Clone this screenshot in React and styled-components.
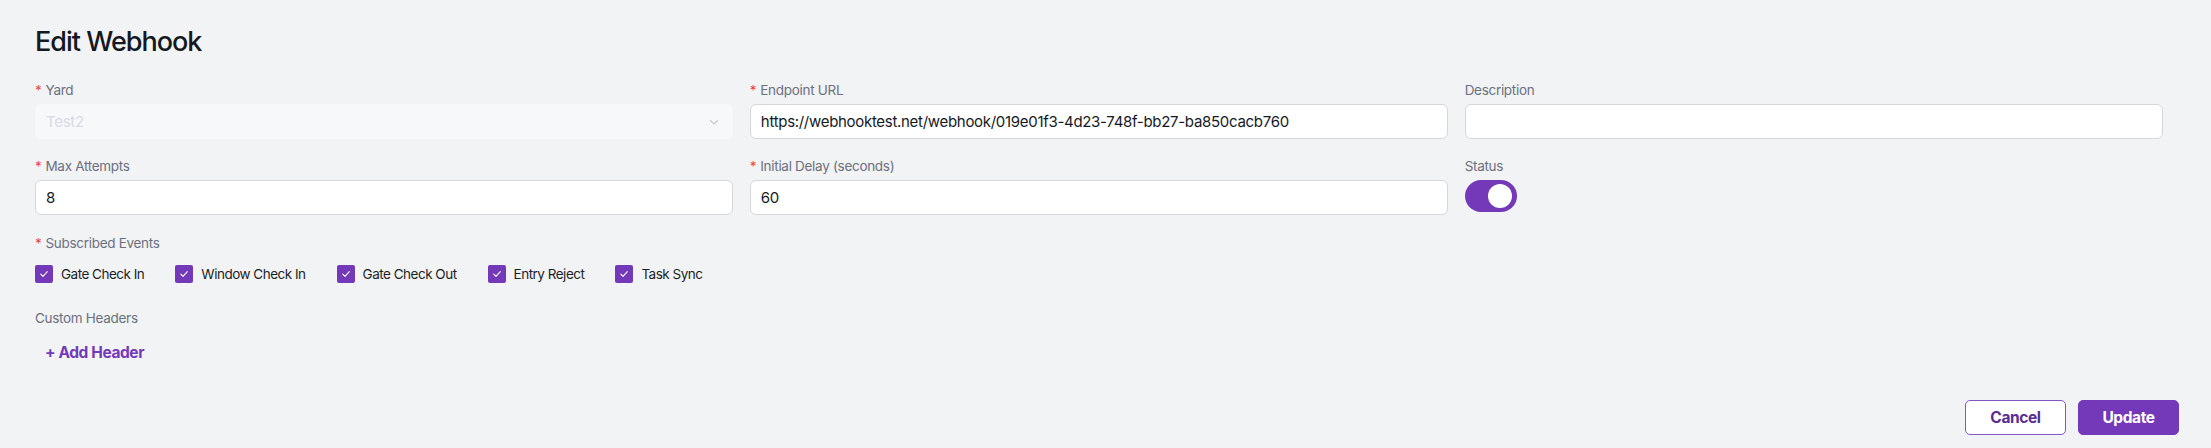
import React, { useState } from 'react';
import styled, { createGlobalStyle } from 'styled-components';

const EVENTS = ['Gate Check In', 'Window Check In', 'Gate Check Out', 'Entry Reject', 'Task Sync'];

const App = () => {
  const [url, setUrl] = useState('https://webhooktest.net/webhook/019e01f3-4d23-748f-bb27-ba850cacb760');
  const [description, setDescription] = useState('');
  const [maxAttempts, setMaxAttempts] = useState('8');
  const [delay, setDelay] = useState('60');
  const [active, setActive] = useState(true);
  const [events, setEvents] = useState(EVENTS);

  const toggleEvent = name => {
    setEvents(prev => (prev.includes(name) ? prev.filter(e => e !== name) : [...prev, name]));
  };

  return (
    <>
      <GlobalStyle />
      <Page>
        <Title>Edit Webhook</Title>

        <FormGrid>
          <Field>
            <Label required>Yard</Label>
            <SelectBox>
              <span>Test2</span>
              <svg width="12" height="12" viewBox="0 0 12 12" fill="none">
                <path d="M2.5 4.5L6 8l3.5-3.5" stroke="#c4c8d0" strokeWidth="1.1" strokeLinecap="round" strokeLinejoin="round" />
              </svg>
            </SelectBox>
          </Field>
          <Field>
            <Label required>Endpoint URL</Label>
            <Input value={url} onChange={e => setUrl(e.target.value)} />
          </Field>
          <Field>
            <Label>Description</Label>
            <Input value={description} onChange={e => setDescription(e.target.value)} />
          </Field>

          <Field>
            <Label required>Max Attempts</Label>
            <Input value={maxAttempts} onChange={e => setMaxAttempts(e.target.value)} />
          </Field>
          <Field>
            <Label required>Initial Delay (seconds)</Label>
            <Input value={delay} onChange={e => setDelay(e.target.value)} />
          </Field>
          <Field>
            <Label>Status</Label>
            <Switch type="button" on={active ? 1 : 0} onClick={() => setActive(!active)}>
              <Knob />
            </Switch>
          </Field>
        </FormGrid>

        <Section>
          <Label required>Subscribed Events</Label>
          <CheckRow>
            {EVENTS.map(name => (
              <CheckItem key={name} onClick={() => toggleEvent(name)}>
                <Box checked={events.includes(name) ? 1 : 0}>
                  {events.includes(name) && (
                    <svg width="10" height="10" viewBox="0 0 10 10" fill="none">
                      <path d="M1.8 5.2l2.2 2.2 4.3-4.8" stroke="#fff" strokeWidth="1.1" strokeLinecap="round" strokeLinejoin="round" />
                    </svg>
                  )}
                </Box>
                {name}
              </CheckItem>
            ))}
          </CheckRow>
        </Section>

        <HeadersSection>
          <Label>Custom Headers</Label>
          <LinkButton type="button">+ Add Header</LinkButton>
        </HeadersSection>

        <Footer>
          <Button variant="outline">Cancel</Button>
          <Button>Update</Button>
        </Footer>
      </Page>
    </>
  );
};

export default App;

// ------------------------ styles ------------------------

const GlobalStyle = createGlobalStyle`
  html, body {
    margin: 0;
    padding: 0;
    background: #f2f3f5;
  }
  body {
    font-family: Inter, "Liberation Sans", sans-serif;
    color: #1c1f26;
  }
  * { box-sizing: border-box; }
`;

const Page = styled.div`
  width: 2211px;
  height: 448px;
  padding: 24px 32px 0 35px;
  background: #f2f3f5;
`;

const Title = styled.h1`
  margin: 0;
  font-size: 27px;
  line-height: 36px;
  font-weight: 500;
  letter-spacing: -1px;
  color: #141821;
`;

const FormGrid = styled.div`
  display: grid;
  grid-template-columns: repeat(3, 1fr);
  column-gap: 16.5px;
  row-gap: 17px;
  margin: 20px 16px 0 0;
`;

const Field = styled.div`
  display: flex;
  flex-direction: column;
  gap: 4px;
`;

const Label = styled.label`
  display: block;
  font-size: 13.5px;
  line-height: 20px;
  color: #6b7080;
  letter-spacing: -0.3px;

  &::before {
    content: ${p => (p.required ? '"*"' : 'none')};
    color: #ef4444;
    margin-right: 4px;
  }
`;

const Input = styled.input`
  height: 35px;
  width: 100%;
  padding: 0 10px;
  font-family: inherit;
  font-size: 15px;
  letter-spacing: -0.3px;
  color: #16191f;
  background: #fff;
  border: 1px solid #d4d7dd;
  border-radius: 6px;
  outline: none;
`;

const SelectBox = styled.div`
  display: flex;
  align-items: center;
  justify-content: space-between;
  height: 35px;
  padding: 0 13px 0 11px;
  font-size: 15px;
  letter-spacing: -0.3px;
  color: #d7dbe3;
  background: #f7f8fa;
  border-radius: 6px;
`;

const Switch = styled.button`
  width: 52px;
  height: 32px;
  padding: 4px 5px 4px 4px;
  border: none;
  border-radius: 16px;
  background: ${p => (p.on ? '#7339b9' : '#d1d5db')};
  display: flex;
  justify-content: ${p => (p.on ? 'flex-end' : 'flex-start')};
  cursor: pointer;
`;

const Knob = styled.span`
  width: 24px;
  height: 24px;
  border-radius: 50%;
  background: #fff;
`;

const Section = styled.div`
  margin-top: 18px;
`;

const CheckRow = styled.div`
  display: flex;
  gap: 31px;
  margin-top: 11px;
`;

const CheckItem = styled.div`
  display: flex;
  align-items: center;
  gap: 8px;
  font-size: 13.5px;
  line-height: 20px;
  letter-spacing: -0.5px;
  color: #1c1f26;
  cursor: pointer;
`;

const Box = styled.span`
  flex: none;
  width: 18px;
  height: 18px;
  border-radius: 2px;
  display: flex;
  align-items: center;
  justify-content: center;
  background: ${p => (p.checked ? '#7339b9' : '#fff')};
  border: ${p => (p.checked ? 'none' : '1px solid #d4d7dd')};
`;

const HeadersSection = styled.div`
  margin-top: 24px;
`;

const LinkButton = styled.button`
  display: block;
  margin-top: 8px;
  height: 32px;
  padding: 0 10px;
  border: none;
  background: transparent;
  font-family: inherit;
  font-size: 15.5px;
  font-weight: 700;
  letter-spacing: -0.4px;
  color: #7339b9;
  cursor: pointer;
`;

const Footer = styled.div`
  display: flex;
  justify-content: flex-end;
  gap: 12px;
  margin-top: 32px;
`;

const Button = styled.button`
  width: 101px;
  height: 35px;
  border-radius: 5px;
  font-family: inherit;
  font-size: 15.5px;
  font-weight: 700;
  letter-spacing: -0.4px;
  cursor: pointer;
  border: 1px solid ${p => (p.variant === 'outline' ? '#8456c4' : '#7339b9')};
  background: ${p => (p.variant === 'outline' ? '#fff' : '#7339b9')};
  color: ${p => (p.variant === 'outline' ? '#5a2d90' : '#fff')};
`;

· · ·

GIVEN EXERCISE:
Using the data above, write out every line exactly, leaving the images behind.

EXERCISE RESPONSE:
Clone this screenshot in React and styled-components.
import React, { useState } from 'react';
import styled, { createGlobalStyle } from 'styled-components';

const EVENTS = ['Gate Check In', 'Window Check In', 'Gate Check Out', 'Entry Reject', 'Task Sync'];

const App = () => {
  const [url, setUrl] = useState('https://webhooktest.net/webhook/019e01f3-4d23-748f-bb27-ba850cacb760');
  const [description, setDescription] = useState('');
  const [maxAttempts, setMaxAttempts] = useState('8');
  const [delay, setDelay] = useState('60');
  const [active, setActive] = useState(true);
  const [events, setEvents] = useState(EVENTS);

  const toggleEvent = name => {
    setEvents(prev => (prev.includes(name) ? prev.filter(e => e !== name) : [...prev, name]));
  };

  return (
    <>
      <GlobalStyle />
      <Page>
        <Title>Edit Webhook</Title>

        <FormGrid>
          <Field>
            <Label required>Yard</Label>
            <SelectBox>
              <span>Test2</span>
              <svg width="12" height="12" viewBox="0 0 12 12" fill="none">
                <path d="M2.5 4.5L6 8l3.5-3.5" stroke="#c4c8d0" strokeWidth="1.1" strokeLinecap="round" strokeLinejoin="round" />
              </svg>
            </SelectBox>
          </Field>
          <Field>
            <Label required>Endpoint URL</Label>
            <Input value={url} onChange={e => setUrl(e.target.value)} />
          </Field>
          <Field>
            <Label>Description</Label>
            <Input value={description} onChange={e => setDescription(e.target.value)} />
          </Field>

          <Field>
            <Label required>Max Attempts</Label>
            <Input value={maxAttempts} onChange={e => setMaxAttempts(e.target.value)} />
          </Field>
          <Field>
            <Label required>Initial Delay (seconds)</Label>
            <Input value={delay} onChange={e => setDelay(e.target.value)} />
          </Field>
          <Field>
            <Label>Status</Label>
            <Switch type="button" on={active ? 1 : 0} onClick={() => setActive(!active)}>
              <Knob />
            </Switch>
          </Field>
        </FormGrid>

        <Section>
          <Label required>Subscribed Events</Label>
          <CheckRow>
            {EVENTS.map(name => (
              <CheckItem key={name} onClick={() => toggleEvent(name)}>
                <Box checked={events.includes(name) ? 1 : 0}>
                  {events.includes(name) && (
                    <svg width="10" height="10" viewBox="0 0 10 10" fill="none">
                      <path d="M1.8 5.2l2.2 2.2 4.3-4.8" stroke="#fff" strokeWidth="1.1" strokeLinecap="round" strokeLinejoin="round" />
                    </svg>
                  )}
                </Box>
                {name}
              </CheckItem>
            ))}
          </CheckRow>
        </Section>

        <HeadersSection>
          <Label>Custom Headers</Label>
          <LinkButton type="button">+ Add Header</LinkButton>
        </HeadersSection>

        <Footer>
          <Button variant="outline">Cancel</Button>
          <Button>Update</Button>
        </Footer>
      </Page>
    </>
  );
};

export default App;

// ------------------------ styles ------------------------

const GlobalStyle = createGlobalStyle`
  html, body {
    margin: 0;
    padding: 0;
    background: #f2f3f5;
  }
  body {
    font-family: Inter, "Liberation Sans", sans-serif;
    color: #1c1f26;
  }
  * { box-sizing: border-box; }
`;

const Page = styled.div`
  width: 2211px;
  height: 448px;
  padding: 24px 32px 0 35px;
  background: #f2f3f5;
`;

const Title = styled.h1`
  margin: 0;
  font-size: 27px;
  line-height: 36px;
  font-weight: 500;
  letter-spacing: -1px;
  color: #141821;
`;

const FormGrid = styled.div`
  display: grid;
  grid-template-columns: repeat(3, 1fr);
  column-gap: 16.5px;
  row-gap: 17px;
  margin: 20px 16px 0 0;
`;

const Field = styled.div`
  display: flex;
  flex-direction: column;
  gap: 4px;
`;

const Label = styled.label`
  display: block;
  font-size: 13.5px;
  line-height: 20px;
  color: #6b7080;
  letter-spacing: -0.3px;

  &::before {
    content: ${p => (p.required ? '"*"' : 'none')};
    color: #ef4444;
    margin-right: 4px;
  }
`;

const Input = styled.input`
  height: 35px;
  width: 100%;
  padding: 0 10px;
  font-family: inherit;
  font-size: 15px;
  letter-spacing: -0.3px;
  color: #16191f;
  background: #fff;
  border: 1px solid #d4d7dd;
  border-radius: 6px;
  outline: none;
`;

const SelectBox = styled.div`
  display: flex;
  align-items: center;
  justify-content: space-between;
  height: 35px;
  padding: 0 13px 0 11px;
  font-size: 15px;
  letter-spacing: -0.3px;
  color: #d7dbe3;
  background: #f7f8fa;
  border-radius: 6px;
`;

const Switch = styled.button`
  width: 52px;
  height: 32px;
  padding: 4px 5px 4px 4px;
  border: none;
  border-radius: 16px;
  background: ${p => (p.on ? '#7339b9' : '#d1d5db')};
  display: flex;
  justify-content: ${p => (p.on ? 'flex-end' : 'flex-start')};
  cursor: pointer;
`;

const Knob = styled.span`
  width: 24px;
  height: 24px;
  border-radius: 50%;
  background: #fff;
`;

const Section = styled.div`
  margin-top: 18px;
`;

const CheckRow = styled.div`
  display: flex;
  gap: 31px;
  margin-top: 11px;
`;

const CheckItem = styled.div`
  display: flex;
  align-items: center;
  gap: 8px;
  font-size: 13.5px;
  line-height: 20px;
  letter-spacing: -0.5px;
  color: #1c1f26;
  cursor: pointer;
`;

const Box = styled.span`
  flex: none;
  width: 18px;
  height: 18px;
  border-radius: 2px;
  display: flex;
  align-items: center;
  justify-content: center;
  background: ${p => (p.checked ? '#7339b9' : '#fff')};
  border: ${p => (p.checked ? 'none' : '1px solid #d4d7dd')};
`;

const HeadersSection = styled.div`
  margin-top: 24px;
`;

const LinkButton = styled.button`
  display: block;
  margin-top: 8px;
  height: 32px;
  padding: 0 10px;
  border: none;
  background: transparent;
  font-family: inherit;
  font-size: 15.5px;
  font-weight: 700;
  letter-spacing: -0.4px;
  color: #7339b9;
  cursor: pointer;
`;

const Footer = styled.div`
  display: flex;
  justify-content: flex-end;
  gap: 12px;
  margin-top: 32px;
`;

const Button = styled.button`
  width: 101px;
  height: 35px;
  border-radius: 5px;
  font-family: inherit;
  font-size: 15.5px;
  font-weight: 700;
  letter-spacing: -0.4px;
  cursor: pointer;
  border: 1px solid ${p => (p.variant === 'outline' ? '#8456c4' : '#7339b9')};
  background: ${p => (p.variant === 'outline' ? '#fff' : '#7339b9')};
  color: ${p => (p.variant === 'outline' ? '#5a2d90' : '#fff')};
`;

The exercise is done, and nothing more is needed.